**TASK DESCRIPTION**
Every line with the word "this" in it should be extracted from the data that follows.

**RECORD EXTRACTS**
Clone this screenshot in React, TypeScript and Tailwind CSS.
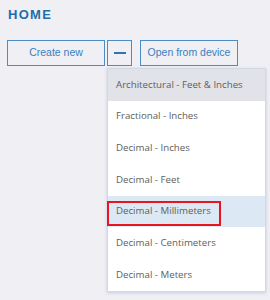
import { useState } from 'react';

const UNITS = [
  'Architectural - Feet & Inches',
  'Fractional - Inches',
  'Decimal - Inches',
  'Decimal - Feet',
  'Decimal - Millimeters',
  'Decimal - Centimeters',
  'Decimal - Meters'
];

export default function App() {
  const [selected, setSelected] = useState('Decimal - Millimeters');

  return (
    <div className="relative h-[300px] w-[270px] overflow-hidden bg-[#efeff4] font-['Liberation_Sans',sans-serif]">
      <h1 className="px-[8px] pt-[7px] text-[13px] font-bold leading-[16px] tracking-[1.3px] text-[#1f6dab]">HOME</h1>
      <div className="mt-[17px] flex items-center px-[7px]">
        <button
          className="h-[26px] w-[98px] border border-[#4a8cc4] text-[10.5px] text-[#3a7fbe]"
          type="button"
        >
          Create new
        </button>
        <button
          className="ml-[2px] flex h-[26px] w-[25px] items-center justify-center border border-[#4a8cc4]"
          type="button"
        >
          <span className="h-[1.5px] w-[12px] bg-[#2f75b5]" />
        </button>
        <button
          className="ml-[8px] h-[26px] w-[98px] border border-[#4a8cc4] text-[10.5px] text-[#3a7fbe]"
          type="button"
        >
          Open from device
        </button>
      </div>

      <ul className="absolute left-[107px] top-[68px] w-[159px] border border-[#cfdae6] bg-white font-['Open_Sans',sans-serif] shadow-[0_1px_3px_rgba(120,150,190,0.35)]">
        {UNITS.map((unit, index) => {
          const active = unit === selected;
          return (
            <li
              key={unit}
              className={`flex h-[31.7px] items-center px-[8px] text-[9.7px] text-[#5e5e5e] ${
                index === 0 ? 'bg-[#e2e2e9]' : active ? 'bg-[#dce9f5]' : ''
              }`}
              onClick={() => setSelected(unit)}
            >
              {unit}
            </li>
          );
        })}
      </ul>
      {/* red annotation frame */}
      <div className="pointer-events-none absolute left-[107px] top-[201px] h-[25px] w-[114px] border-2 border-[#e8141e]" />
    </div>
  );
}
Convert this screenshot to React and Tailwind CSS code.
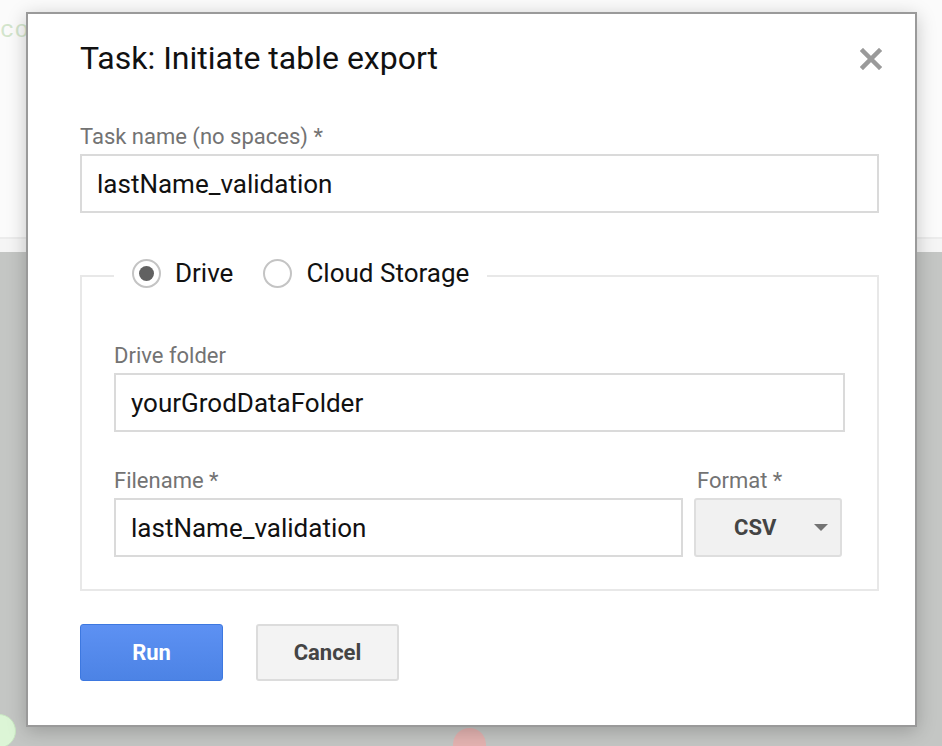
import React, { useState } from 'react';

const Radio = ({ checked, onClick, label }) => (
  <button type="button" onClick={onClick} className="flex items-center gap-[14px] cursor-pointer">
    <span className="w-[29px] h-[29px] rounded-full border-2 border-[#c4c4c4] bg-white flex items-center justify-center">
      {checked && <span className="w-[15px] h-[15px] rounded-full bg-[#616161]" />}
    </span>
    <span className="text-[26px] leading-[36px] text-[#111]">{label}</span>
  </button>
);

const Field = ({ label, value, className = '' }) => (
  <div className={className}>
    <div className="text-[22px] leading-[26px] text-[#737373] mb-[4px]">{label}</div>
    <input
      defaultValue={value}
      className="w-full h-[59px] border-2 border-[#dadada] bg-white px-[15px] text-[26px] text-[#111] outline-none"
    />
  </div>
);

export default function App() {
  const [dest, setDest] = useState('drive');

  return (
    <div className="relative w-[942px] h-[746px] overflow-hidden flex flex-col" style={{ fontFamily: 'Roboto, "Noto Sans", sans-serif' }}>
      {/* page underneath */}
      <div className="h-[237px] bg-[#fbfbfb] pt-[16px]">
        <span className="text-[24px] leading-[30px] text-[#d3e5cc]" style={{ fontFamily: '"Liberation Mono", monospace' }}>co</span>
      </div>
      <div className="h-[15px] bg-[#f5f5f5] border-t-2 border-[#ececec]" />
      <div className="flex-1 bg-[#c4c6c4]" />

      {/* map markers */}
      <div className="absolute left-[-18px] top-[714px] w-[34px] h-[34px] rounded-full bg-[#dcf5d6] border border-[#c9e8c2]" />
      <div className="absolute left-[453px] top-[728px] w-[33px] h-[33px] rounded-full bg-[#e4b3b1]" />

      {/* dialog */}
      <div className="absolute left-[26px] top-[12px] w-[891px] h-[715px] bg-white border-2 border-[#9a9a9a] shadow-[0_4px_18px_rgba(0,0,0,0.22)] pt-[26px] pl-[52px] pr-[36px]">
        <button type="button" className="absolute right-[33px] top-[34px] w-[22px] h-[22px]">
          <svg viewBox="0 0 22 22" className="w-[22px] h-[22px]">
            <path d="M3 3 L19 19 M19 3 L3 19" stroke="#9a9a9a" strokeWidth="4.5" strokeLinecap="square" />
          </svg>
        </button>

        <h2 className="text-[32px] leading-[36px] text-[#111]">Task: Initiate table export</h2>

        <Field label="Task name (no spaces) *" value="lastName_validation" className="mt-[48px]" />

        <fieldset className="mt-[42px] border-2 border-[#e8e8e8] px-[32px] pb-[32px]">
          <legend className="ml-0 px-[18px] pb-[6px] flex items-center">
            <Radio checked={dest === 'drive'} onClick={() => setDest('drive')} label="Drive" />
            <span className="w-[30px]" />
            <Radio checked={dest === 'cloud'} onClick={() => setDest('cloud')} label="Cloud Storage" />
          </legend>

          <Field label="Drive folder" value="yourGrodDataFolder" className="mt-[46px]" />

          <div className="flex gap-[11px] mt-[36px] pr-[3px]">
            <Field label="Filename *" value="lastName_validation" className="flex-1" />
            <div className="w-[148px]">
              <div className="text-[22px] leading-[26px] text-[#737373] mb-[4px] pl-[3px]">Format *</div>
              <div className="h-[59px] bg-[#f1f1f1] border-2 border-[#dedede] rounded-[3px] flex items-center justify-between pl-[38px] pr-[12px]">
                <span className="text-[22px] font-bold text-[#444]">CSV</span>
                <svg viewBox="0 0 14 7" className="w-[14px] h-[7px]">
                  <path d="M0 0 L14 0 L7 7 Z" fill="#737373" />
                </svg>
              </div>
            </div>
          </div>
        </fieldset>

        <div className="flex gap-[33px] mt-[33px]">
          <button type="button" className="w-[143px] h-[57px] rounded-[3px] border border-[#3d78e0] bg-gradient-to-b from-[#5d91f3] to-[#4c83e5] text-white text-[22px] font-bold">
            Run
          </button>
          <button type="button" className="w-[143px] h-[57px] rounded-[3px] border-2 border-[#dcdcdc] bg-[#f3f3f3] text-[#444] text-[22px] font-bold">
            Cancel
          </button>
        </div>
      </div>
    </div>
  );
}
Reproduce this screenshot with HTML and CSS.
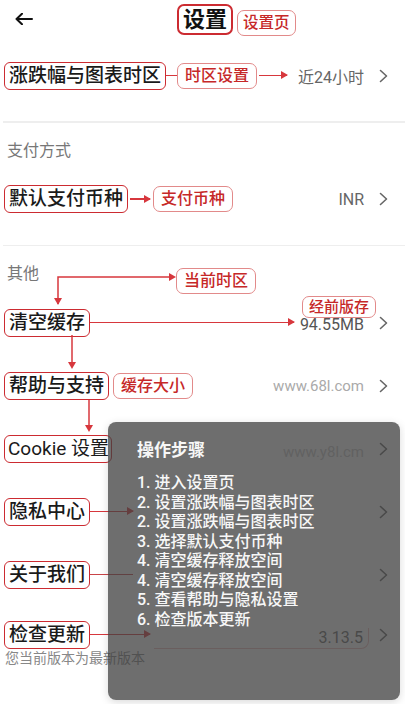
FILE: index.html
```html
<!DOCTYPE html>
<html>
<head>
    <meta charset="utf-8">
    <title>设置</title>
    <meta name="viewport" content="width=device-width, initial-scale=1">
    <link rel="stylesheet" href="styles.css">
</head>

<body>
    <div class="page">
        <div class="header">
            <svg class="back" width="18" height="12" viewBox="0 0 18 12">
                <path d="M17 6H1.5M7 0.8L1.5 6 7 11.2" fill="none" stroke="#111" stroke-width="2" stroke-linecap="round" stroke-linejoin="round"/>
            </svg>
            <div class="title-box">设置</div>
            <div class="tag tag-title">设置页</div>
        </div>

        <div class="row">
            <span class="label-box">涨跌幅与图表时区</span>
            <span class="link link-short"></span>
            <span class="tag">时区设置</span>
            <span class="arrow arrow-28"></span>
            <span class="spacer"></span>
            <span class="value">近24小时</span>
            <svg class="chevron" width="9" height="14" viewBox="0 0 9 14"><path d="M1.5 1.5L7.5 7 1.5 12.5" fill="none" stroke="#666" stroke-width="1.6" stroke-linecap="round" stroke-linejoin="round"/></svg>
        </div>

        <div class="divider"></div>
        <div class="section-title">支付方式</div>

        <div class="row">
            <span class="label-box">默认支付币种</span>
            <span class="arrow arrow-20"></span>
            <span class="tag">支付币种</span>
            <span class="spacer"></span>
            <span class="value">INR</span>
            <svg class="chevron" width="9" height="14" viewBox="0 0 9 14"><path d="M1.5 1.5L7.5 7 1.5 12.5" fill="none" stroke="#666" stroke-width="1.6" stroke-linecap="round" stroke-linejoin="round"/></svg>
        </div>

        <div class="divider"></div>
        <div class="section-title">
            <span>其他</span>
            <span class="tag tag-zone">当前时区</span>
        </div>

        <div class="row">
            <span class="label-box">清空缓存</span>
            <span class="arrow arrow-fill"></span>
            <span class="value value-cache">
                94.55MB
                <span class="tag tag-small">经前版存</span>
            </span>
            <svg class="chevron" width="9" height="14" viewBox="0 0 9 14"><path d="M1.5 1.5L7.5 7 1.5 12.5" fill="none" stroke="#666" stroke-width="1.6" stroke-linecap="round" stroke-linejoin="round"/></svg>
        </div>

        <div class="row">
            <span class="label-box">帮助与支持</span>
            <span class="tag tag-next">缓存大小</span>
            <span class="spacer"></span>
            <span class="value value-light">www.68l.com</span>
            <svg class="chevron" width="9" height="14" viewBox="0 0 9 14"><path d="M1.5 1.5L7.5 7 1.5 12.5" fill="none" stroke="#666" stroke-width="1.6" stroke-linecap="round" stroke-linejoin="round"/></svg>
        </div>

        <div class="row">
            <span class="label-box label-cookie">Cookie 设置</span>
            <span class="spacer"></span>
            <span class="value value-faint">www.y8l.cm</span>
            <svg class="chevron" width="9" height="14" viewBox="0 0 9 14"><path d="M1.5 1.5L7.5 7 1.5 12.5" fill="none" stroke="#666" stroke-width="1.6" stroke-linecap="round" stroke-linejoin="round"/></svg>
        </div>

        <div class="row">
            <span class="label-box">隐私中心</span>
            <span class="arrow arrow-43"></span>
            <span class="spacer"></span>
            <svg class="chevron" width="9" height="14" viewBox="0 0 9 14"><path d="M1.5 1.5L7.5 7 1.5 12.5" fill="none" stroke="#666" stroke-width="1.6" stroke-linecap="round" stroke-linejoin="round"/></svg>
        </div>

        <div class="row">
            <span class="label-box">关于我们</span>
            <span class="link link-43"></span>
            <span class="spacer"></span>
            <svg class="chevron" width="9" height="14" viewBox="0 0 9 14"><path d="M1.5 1.5L7.5 7 1.5 12.5" fill="none" stroke="#666" stroke-width="1.6" stroke-linecap="round" stroke-linejoin="round"/></svg>
        </div>

        <div class="row row-update">
            <div class="row-line">
                <span class="label-box">检查更新</span>
                <span class="arrow arrow-60"></span>
                <span class="spacer"></span>
                <span class="version-mark">
                    <span class="value value-version">3.13.5</span>
                </span>
                <svg class="chevron" width="9" height="14" viewBox="0 0 9 14"><path d="M1.5 1.5L7.5 7 1.5 12.5" fill="none" stroke="#666" stroke-width="1.6" stroke-linecap="round" stroke-linejoin="round"/></svg>
            </div>
            <div class="note">您当前版本为最新版本</div>
        </div>

        <!-- vertical annotation arrows -->
        <svg class="marks" width="405" height="704" viewBox="0 0 405 704">
            <g fill="none" stroke="#d7373d" stroke-width="1.5">
                <path d="M58 304V277H170"/>
                <path d="M72 335V365"/>
                <path d="M89 400V428"/>
            </g>
            <g fill="#d7373d">
                <path d="M176 277l-7-4v8z"/>
                <path d="M58 305l-4-7h8z"/>
                <path d="M72 369l-4-7h8z"/>
                <path d="M89 432l-4-7h8z"/>
            </g>
        </svg>

        <div class="panel">
            <div class="panel-title">操作步骤</div>
            <div class="steps">
                <div>1. 进入设置页</div>
                <div>2. 设置涨跌幅与图表时区</div>
                <div>2. 设置涨跌幅与图表时区</div>
                <div>3. 选择默认支付币种</div>
                <div>4. 清空缓存释放空间</div>
                <div>4. 清空缓存释放空间</div>
                <div>5. 查看帮助与隐私设置</div>
                <div>6. 检查版本更新</div>
            </div>
        </div>
    </div>
</body>
</html>
```

FILE: styles.css
```css
* {
    box-sizing: border-box;
}

body {
    margin: 0;
    font-family: Roboto, "Noto Sans CJK SC", sans-serif;
    background-color: #fff;
    color: #1a1a1a;
}

.page {
    position: relative;
    width: 405px;
    height: 704px;
    overflow: hidden;
}

.header {
    display: grid;
    grid-template-columns: 1fr auto 1fr;
    align-items: start;
    height: 44px;
    padding: 4px 0 0 5px;
}

.back {
    margin: 9px 0 0 10px;
}

.title-box {
    font-size: 22px;
    font-weight: bold;
    line-height: 27px;
    padding: 0 4px;
    border: 2px solid #cc2b31;
    border-radius: 7px;
    color: #111;
}

.tag {
    font-size: 16px;
    font-weight: 500;
    line-height: 24px;
    padding: 0 7px;
    border: 1px solid #e28a8a;
    border-radius: 7px;
    background-color: #fff;
    color: #c62828;
    white-space: nowrap;
}

.tag-title {
    justify-self: start;
    margin: 6px 0 0 4px;
    font-size: 15.5px;
    padding: 0 5px;
}

.row {
    display: flex;
    align-items: center;
    height: 63px;
    padding: 0 17px 0 4px;
}

.label-box {
    font-size: 19px;
    font-weight: 500;
    line-height: 26px;
    padding: 0 4px;
    border: 1.5px solid #cc2b31;
    border-radius: 6px;
    color: #1a1a1a;
    white-space: nowrap;
}

.label-cookie {
    padding: 0 2px 0 3px;
    font-weight: 400;
}

.link {
    height: 1.5px;
    background-color: #d7373d;
}

.link-short {
    width: 11px;
}

.link-43 {
    width: 43px;
    background-color: #c94448;
}

.arrow {
    position: relative;
    height: 1.5px;
    background-color: #d7373d;
}

.arrow::after {
    content: "";
    position: absolute;
    right: -1px;
    top: -3.5px;
    border-left: 7px solid #d7373d;
    border-top: 4px solid transparent;
    border-bottom: 4px solid transparent;
}

.arrow-28 {
    width: 28px;
    margin-left: 2px;
}

.arrow-20 {
    width: 20px;
    margin: 0 3px 0 2px;
}

.arrow-fill {
    flex: 1;
    margin-right: 6px;
}

.arrow-43 {
    width: 43px;
}

.arrow-60 {
    width: 60px;
    flex-shrink: 0;
}

.spacer {
    flex: 1;
}

.value {
    font-size: 16px;
    color: #666;
    margin-right: 15px;
    white-space: nowrap;
}

.value-cache {
    position: relative;
    color: #555;
    margin-top: 3px;
}

.tag-small {
    position: absolute;
    left: 2px;
    bottom: calc(100% - 3px);
    font-size: 15px;
    line-height: 20px;
    padding: 0 6px;
}

.value-light {
    font-size: 15px;
    color: #aaa;
}

.value-faint {
    font-size: 15px;
    color: #c8c8c8;
    margin-top: 6px;
}

.version-mark {
    margin: 8px 10px 0 0;
    padding: 0 0 1px 165px;
    border-bottom: 1px solid rgba(200, 60, 60, 0.35);
    border-right: 1px solid rgba(200, 60, 60, 0.35);
    border-bottom-right-radius: 8px;
}

.value-version {
    margin-right: 5px;
}

.tag-next {
    margin-left: 4px;
}

.chevron {
    flex-shrink: 0;
}

.divider {
    height: 1.5px;
    margin: 14px 0 0 3px;
    background-color: #eee;
}

.section-title {
    display: flex;
    align-items: flex-start;
    height: 45px;
    padding: 16px 0 0 7px;
    font-size: 16px;
    line-height: 24px;
    color: #777;
}

.tag-zone {
    margin: 6px 0 0 137px;
}

.row-update {
    flex-direction: column;
    align-items: stretch;
    padding-top: 14px;
}

.row-line {
    display: flex;
    align-items: center;
}

.note {
    padding-left: 1px;
    font-size: 14px;
    line-height: 18px;
    color: #888;
}

.marks {
    position: absolute;
    left: 0;
    top: 0;
    pointer-events: none;
}

.panel {
    position: absolute;
    left: 108px;
    top: 422px;
    width: 292px;
    height: 278px;
    padding: 16px 20px 0 29px;
    background-color: rgba(64, 64, 64, 0.76);
    border-radius: 8px;
    box-shadow: 0 2px 8px rgba(0, 0, 0, 0.15);
    color: #f7f7f7;
}

.panel-title {
    font-size: 17px;
    font-weight: bold;
    line-height: 24px;
}

.steps {
    margin-top: 11px;
    font-size: 16px;
    font-weight: 500;
    line-height: 19.5px;
}
```
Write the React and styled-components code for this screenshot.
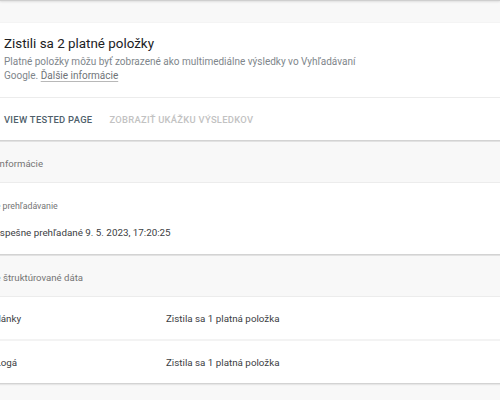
import styled, { createGlobalStyle } from 'styled-components'

const GlobalStyle = createGlobalStyle`
  html, body {
    margin: 0;
    padding: 0;
    background-color: #f8f8f8;
    font-family: Roboto, "Liberation Sans", Arial, sans-serif;
    overflow: hidden;
  }
`

const Page = styled.div`
  width: 500px;
  height: 400px;
  overflow: hidden;
`

const TopEdge = styled.div`
  height: 1px;
  background-color: #cfcfcf;
  box-shadow: 0 1px 2px rgba(0, 0, 0, 0.15);
  margin-bottom: 22px;
`

const Column = styled.div`
  margin-left: -40px;
  width: 600px;
  display: flex;
  flex-direction: column;
  gap: 2px;
`

const Card = styled.div`
  background-color: #fff;
  box-shadow: 0 1px 2px rgba(0, 0, 0, 0.22);
`

const Summary = styled.div`
  padding: 10px 0 14px 44px;
  border-bottom: 1px solid #ececec;
`

const Title = styled.div`
  font-size: 13.4px;
  line-height: 22px;
  color: #202124;
`

const Description = styled.div`
  width: 365px;
  font-size: 10px;
  line-height: 14px;
  color: #80868b;
`

const Link = styled.span`
  color: #6f7377;
  text-decoration: underline;
  text-decoration-color: #b8b8b8;
  text-underline-offset: 2px;
`

const Actions = styled.div`
  height: 42px;
  display: flex;
  align-items: center;
  gap: 17px;
  padding-left: 44px;
`

const Action = styled.span`
  font-size: 9.4px;
  font-weight: 500;
  letter-spacing: 0.3px;
  color: ${(p) => (p.$disabled ? '#c2c2c2' : '#4f5f6b')};
`

const PanelHeader = styled.div`
  box-sizing: border-box;
  height: 41px;
  padding-top: 2px;
  display: flex;
  align-items: center;
  background-color: #f8f8f8;
  border-bottom: 1px solid #ececec;
  font-size: 9.6px;
  color: #757575;
`

const Shifted = styled.span`
  margin-left: ${(p) => p.$at + 40}px;
  white-space: nowrap;
`

const Body = styled.div`
  background-color: #fff;
  padding: 16px 0 12px;
  display: flex;
  flex-direction: column;
  gap: 11px;
`

const Label = styled.div`
  font-size: 8.8px;
  line-height: 14px;
  color: #757575;
`

const Value = styled.div`
  font-size: 9.8px;
  line-height: 18px;
  color: #3c4043;
`

const Row = styled.div`
  height: 42px;
  display: flex;
  align-items: center;
  background-color: #fff;
  font-size: 9.8px;
  color: #3c4043;
  border-top: ${(p) => (p.$first ? 'none' : '2px solid #f3f3f3')};
`

const RowName = styled.div`
  width: 206px;
  flex-shrink: 0;
  overflow: hidden;
`

const items = [
  { name: 'Články', at: -8, status: 'Zistila sa 1 platná položka' },
  { name: 'Logá', at: -4.5, status: 'Zistila sa 1 platná položka' },
]

function App() {
  return (
    <Page>
      <GlobalStyle />
      <TopEdge />
      <Column>
        <Card>
          <Summary>
            <Title>Zistili sa 2 platné položky</Title>
            <Description>
              Platné položky môžu byť zobrazené ako multimediálne výsledky vo Vyhľadávaní Google.{' '}
              <Link>Ďalšie informácie</Link>
            </Description>
          </Summary>
          <Actions>
            <Action>VIEW TESTED PAGE</Action>
            <Action $disabled>ZOBRAZIŤ UKÁŽKU VÝSLEDKOV</Action>
          </Actions>
        </Card>

        <Card>
          <PanelHeader>
            <Shifted $at={-3}>Informácie</Shifted>
          </PanelHeader>
          <Body>
            <Label>
              <Shifted $at={-36}>Posledné prehľadávanie</Shifted>
            </Label>
            <Value>
              <Shifted $at={-6.5}>Úspešne prehľadané 9. 5. 2023, 17:20:25</Shifted>
            </Value>
          </Body>
        </Card>

        <Card>
          <PanelHeader>
            <Shifted $at={-31}>Zistené štruktúrované dáta</Shifted>
          </PanelHeader>
          {items.map((item, i) => (
            <Row key={item.name} $first={i === 0}>
              <RowName>
                <Shifted $at={item.at}>{item.name}</Shifted>
              </RowName>
              <span>{item.status}</span>
            </Row>
          ))}
        </Card>
      </Column>
    </Page>
  )
}

export default App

**THE COMPLETED TASK**
Clone this screenshot in React, TypeScript and Tailwind CSS.
Convert this screenshot to React and Tailwind CSS code.
Reproduce this screenshot with HTML and CSS.
Write the React and styled-components code for this screenshot.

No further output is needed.